BarclayII / audiogan

GAN for (raw) audio generation
2 stars 1 forks source link

the dimension problem #1

Open yutian-wang opened 7 years ago

yutian-wang commented 7 years ago

I am doing the same task as you do and your code inspired me very much. your code looks pretty, but after I run it with amplitudes=16000, I got a wrong at line200 in mainft.py, which xgen.shape[1]=8000. I checked the code and found that may caused by the Conv2DTranspose layer and the config parameters. but I am not sure how the parameters are transposed to 8000, can you explain the internal mechanics? by the way, if I want to change --amplitudes to 16000 or other number like 48000, how can I modify the parameters? thanks

BarclayII commented 7 years ago

I'm currently refactoring the code to make it less dependent on Keras components and fix those inconsistencies including the one you have mentioned.
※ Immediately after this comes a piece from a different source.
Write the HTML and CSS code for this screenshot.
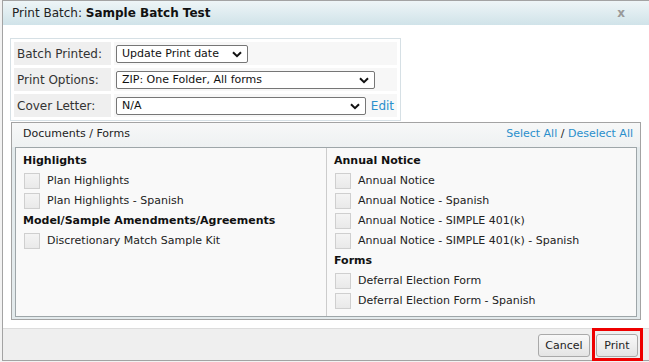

But to hot-fix this, you need to change the dimension of noise as well. Because I used 'same' padding for Conv2DTranspose layers, the output size of a Conv2DTranspose layer is just X times the input size where X is the filter strides. Let's say you are using the default configuration of the disciminator (5 layers with strides 5, 2, 2, 2, 2), then to generate 16000 amplitudes you need to specify the noise dimensions as 200.